- _DATASET SECTION_

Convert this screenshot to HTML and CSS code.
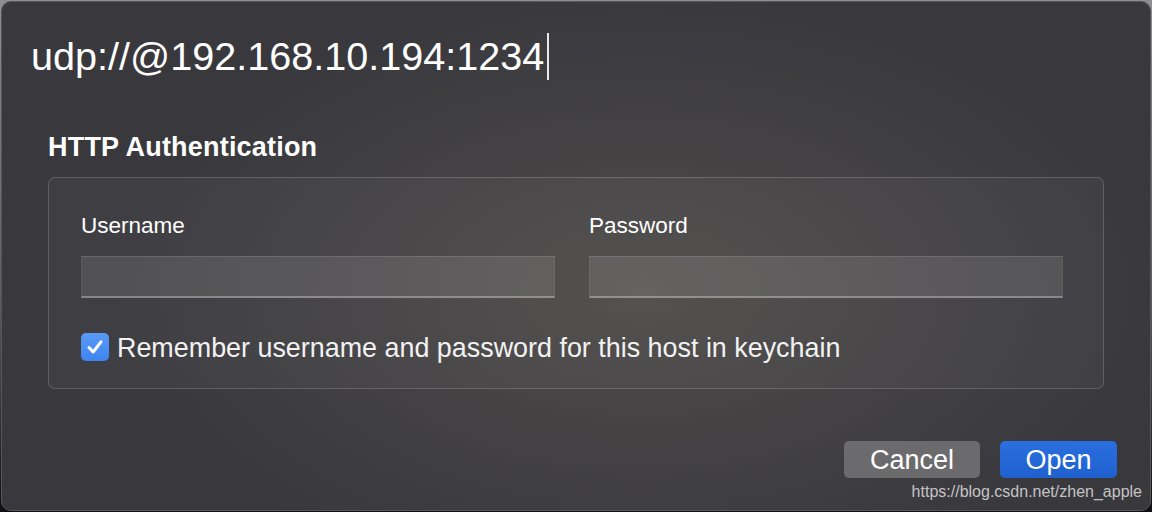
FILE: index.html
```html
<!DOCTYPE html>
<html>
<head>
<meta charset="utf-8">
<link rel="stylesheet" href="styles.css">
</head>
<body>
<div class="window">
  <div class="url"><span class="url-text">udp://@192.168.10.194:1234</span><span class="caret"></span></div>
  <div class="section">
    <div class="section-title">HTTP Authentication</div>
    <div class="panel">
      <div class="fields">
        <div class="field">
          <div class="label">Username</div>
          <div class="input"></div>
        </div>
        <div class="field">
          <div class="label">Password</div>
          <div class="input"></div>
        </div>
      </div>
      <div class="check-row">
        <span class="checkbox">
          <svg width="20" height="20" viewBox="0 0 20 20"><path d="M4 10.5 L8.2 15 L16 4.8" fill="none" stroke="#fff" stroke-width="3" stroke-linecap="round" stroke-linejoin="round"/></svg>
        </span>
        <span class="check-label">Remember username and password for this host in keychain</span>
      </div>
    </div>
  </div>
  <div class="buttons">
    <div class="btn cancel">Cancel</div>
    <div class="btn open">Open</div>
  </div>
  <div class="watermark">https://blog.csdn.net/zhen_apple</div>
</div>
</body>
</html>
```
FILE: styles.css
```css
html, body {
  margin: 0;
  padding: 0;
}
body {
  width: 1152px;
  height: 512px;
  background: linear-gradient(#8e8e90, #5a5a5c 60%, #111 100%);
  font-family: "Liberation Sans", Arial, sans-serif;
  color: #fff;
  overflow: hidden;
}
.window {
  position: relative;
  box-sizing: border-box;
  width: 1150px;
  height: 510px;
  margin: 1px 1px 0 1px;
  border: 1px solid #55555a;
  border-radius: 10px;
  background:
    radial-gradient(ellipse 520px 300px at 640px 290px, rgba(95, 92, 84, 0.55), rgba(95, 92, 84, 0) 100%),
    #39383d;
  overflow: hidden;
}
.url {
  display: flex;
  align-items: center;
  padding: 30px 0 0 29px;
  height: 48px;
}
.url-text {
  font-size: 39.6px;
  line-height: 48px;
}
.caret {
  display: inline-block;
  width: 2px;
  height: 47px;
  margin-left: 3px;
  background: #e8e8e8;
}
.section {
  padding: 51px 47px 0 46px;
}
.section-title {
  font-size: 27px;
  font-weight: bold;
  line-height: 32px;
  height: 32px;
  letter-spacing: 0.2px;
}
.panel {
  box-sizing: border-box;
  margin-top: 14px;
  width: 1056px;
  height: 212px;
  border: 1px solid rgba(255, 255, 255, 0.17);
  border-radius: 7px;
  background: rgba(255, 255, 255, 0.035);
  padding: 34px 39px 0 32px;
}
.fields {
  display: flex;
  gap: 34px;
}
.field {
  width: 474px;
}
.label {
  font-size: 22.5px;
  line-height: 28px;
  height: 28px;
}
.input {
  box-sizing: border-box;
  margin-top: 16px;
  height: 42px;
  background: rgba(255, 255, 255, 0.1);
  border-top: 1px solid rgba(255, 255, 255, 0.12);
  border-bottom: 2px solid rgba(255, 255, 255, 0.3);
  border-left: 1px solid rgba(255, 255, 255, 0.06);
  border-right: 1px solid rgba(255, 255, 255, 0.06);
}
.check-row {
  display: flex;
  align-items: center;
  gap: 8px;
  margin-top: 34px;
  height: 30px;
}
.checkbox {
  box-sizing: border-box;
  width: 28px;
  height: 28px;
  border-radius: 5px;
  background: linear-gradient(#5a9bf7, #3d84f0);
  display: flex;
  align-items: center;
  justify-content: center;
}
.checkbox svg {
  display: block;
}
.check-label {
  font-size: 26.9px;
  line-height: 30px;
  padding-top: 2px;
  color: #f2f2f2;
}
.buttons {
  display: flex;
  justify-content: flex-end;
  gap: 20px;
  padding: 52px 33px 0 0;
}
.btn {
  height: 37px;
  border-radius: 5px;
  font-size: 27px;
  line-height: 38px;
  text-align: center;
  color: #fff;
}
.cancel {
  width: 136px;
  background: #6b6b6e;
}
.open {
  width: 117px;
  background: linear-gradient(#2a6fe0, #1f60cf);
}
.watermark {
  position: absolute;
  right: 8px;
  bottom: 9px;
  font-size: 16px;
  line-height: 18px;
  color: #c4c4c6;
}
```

- _WRITTEN EXERCISE_
Leave out the pictures and output the rest of the material exactly as written.

- _TASK SOLUTION_
Convert this screenshot to HTML and CSS code.
FILE: index.html
```html
<!DOCTYPE html>
<html>
<head>
<meta charset="utf-8">
<link rel="stylesheet" href="styles.css">
</head>
<body>
<div class="window">
  <div class="url"><span class="url-text">udp://@192.168.10.194:1234</span><span class="caret"></span></div>
  <div class="section">
    <div class="section-title">HTTP Authentication</div>
    <div class="panel">
      <div class="fields">
        <div class="field">
          <div class="label">Username</div>
          <div class="input"></div>
        </div>
        <div class="field">
          <div class="label">Password</div>
          <div class="input"></div>
        </div>
      </div>
      <div class="check-row">
        <span class="checkbox">
          <svg width="20" height="20" viewBox="0 0 20 20"><path d="M4 10.5 L8.2 15 L16 4.8" fill="none" stroke="#fff" stroke-width="3" stroke-linecap="round" stroke-linejoin="round"/></svg>
        </span>
        <span class="check-label">Remember username and password for this host in keychain</span>
      </div>
    </div>
  </div>
  <div class="buttons">
    <div class="btn cancel">Cancel</div>
    <div class="btn open">Open</div>
  </div>
  <div class="watermark">https://blog.csdn.net/zhen_apple</div>
</div>
</body>
</html>
```
FILE: styles.css
```css
html, body {
  margin: 0;
  padding: 0;
}
body {
  width: 1152px;
  height: 512px;
  background: linear-gradient(#8e8e90, #5a5a5c 60%, #111 100%);
  font-family: "Liberation Sans", Arial, sans-serif;
  color: #fff;
  overflow: hidden;
}
.window {
  position: relative;
  box-sizing: border-box;
  width: 1150px;
  height: 510px;
  margin: 1px 1px 0 1px;
  border: 1px solid #55555a;
  border-radius: 10px;
  background:
    radial-gradient(ellipse 520px 300px at 640px 290px, rgba(95, 92, 84, 0.55), rgba(95, 92, 84, 0) 100%),
    #39383d;
  overflow: hidden;
}
.url {
  display: flex;
  align-items: center;
  padding: 30px 0 0 29px;
  height: 48px;
}
.url-text {
  font-size: 39.6px;
  line-height: 48px;
}
.caret {
  display: inline-block;
  width: 2px;
  height: 47px;
  margin-left: 3px;
  background: #e8e8e8;
}
.section {
  padding: 51px 47px 0 46px;
}
.section-title {
  font-size: 27px;
  font-weight: bold;
  line-height: 32px;
  height: 32px;
  letter-spacing: 0.2px;
}
.panel {
  box-sizing: border-box;
  margin-top: 14px;
  width: 1056px;
  height: 212px;
  border: 1px solid rgba(255, 255, 255, 0.17);
  border-radius: 7px;
  background: rgba(255, 255, 255, 0.035);
  padding: 34px 39px 0 32px;
}
.fields {
  display: flex;
  gap: 34px;
}
.field {
  width: 474px;
}
.label {
  font-size: 22.5px;
  line-height: 28px;
  height: 28px;
}
.input {
  box-sizing: border-box;
  margin-top: 16px;
  height: 42px;
  background: rgba(255, 255, 255, 0.1);
  border-top: 1px solid rgba(255, 255, 255, 0.12);
  border-bottom: 2px solid rgba(255, 255, 255, 0.3);
  border-left: 1px solid rgba(255, 255, 255, 0.06);
  border-right: 1px solid rgba(255, 255, 255, 0.06);
}
.check-row {
  display: flex;
  align-items: center;
  gap: 8px;
  margin-top: 34px;
  height: 30px;
}
.checkbox {
  box-sizing: border-box;
  width: 28px;
  height: 28px;
  border-radius: 5px;
  background: linear-gradient(#5a9bf7, #3d84f0);
  display: flex;
  align-items: center;
  justify-content: center;
}
.checkbox svg {
  display: block;
}
.check-label {
  font-size: 26.9px;
  line-height: 30px;
  padding-top: 2px;
  color: #f2f2f2;
}
.buttons {
  display: flex;
  justify-content: flex-end;
  gap: 20px;
  padding: 52px 33px 0 0;
}
.btn {
  height: 37px;
  border-radius: 5px;
  font-size: 27px;
  line-height: 38px;
  text-align: center;
  color: #fff;
}
.cancel {
  width: 136px;
  background: #6b6b6e;
}
.open {
  width: 117px;
  background: linear-gradient(#2a6fe0, #1f60cf);
}
.watermark {
  position: absolute;
  right: 8px;
  bottom: 9px;
  font-size: 16px;
  line-height: 18px;
  color: #c4c4c6;
}
```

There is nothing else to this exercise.